The new facility complements a recently announced $500 million turbine warehouse from MUFG Bank, lifting institutional equipment commitments to over $600 million in roughly 30 days and reinforcing market confidence in the 11GW private hypergrid campus. Proceeds will fund breakers, transformers, substations, and switchgear that underpin Fermi America’s behind-the-meter power platform for AI, semiconductor, manufacturing, and defense customers, supporting 2026 deployment milestones and de-risking supply chain and inflation exposure.

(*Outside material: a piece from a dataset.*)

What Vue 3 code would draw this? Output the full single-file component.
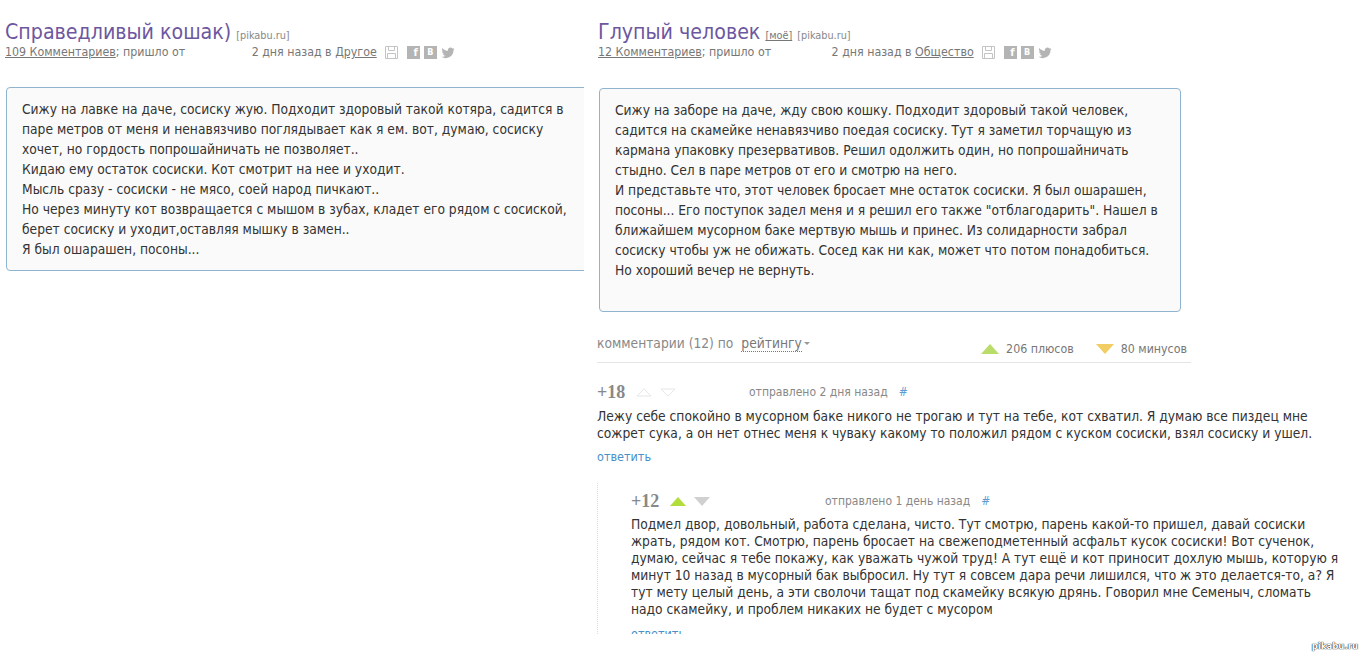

Fermi America positions this capital stack as central to its asset procurement strategy, allowing it to lock in critical components ahead of a tightening grid and equipment environment that is slowing traditional interconnection projects. Management highlights that, within 180 days, the company has advanced licensing, secured long-term site control with the Texas Tech University System, strengthened its capital base, and completed key enabling infrastructure at the Amarillo, Texas, site. Executives argue that this combination of pre-financed equipment, rapid site development, and diversified future generation mix—combined-cycle gas, new nuclear, solar, storage, and grid power—creates a bankable platform for delivering long-duration, firm power at scale.

CEO Toby Neugebauer notes that the participation of institutional investors such as Keystone and MUFG signals that Project Matador’s power assets are viewed as high-quality, financeable infrastructure rather than speculative development risk. EVP of Capital Markets John Donovan underscores that warehouse facilities will remain foundational as Fermi America scales beyond the initial 2.3GW toward the full 11GW campus. Keystone’s management frames the facility as both a credit opportunity and a way to underwrite strategic U.S. energy and AI infrastructure, aligning lender returns with Fermi America’s execution of its 2026 deployment targets and longer-term growth pipeline.

For executives and investors, the key implications are a materially de-risked equipment and schedule profile for Project Matador’s early phases, meaningful validation from sophisticated private credit and global banking counterparties, and a repeatable financing template for future phases. If Fermi America continues to secure project-level financing on expected terms and timelines, this warehouse-led strategy could shorten delivery cycles relative to public-grid-dependent projects and position the company as a preferred power partner for hyperscale AI and advanced computing customers facing multi-year interconnection delays.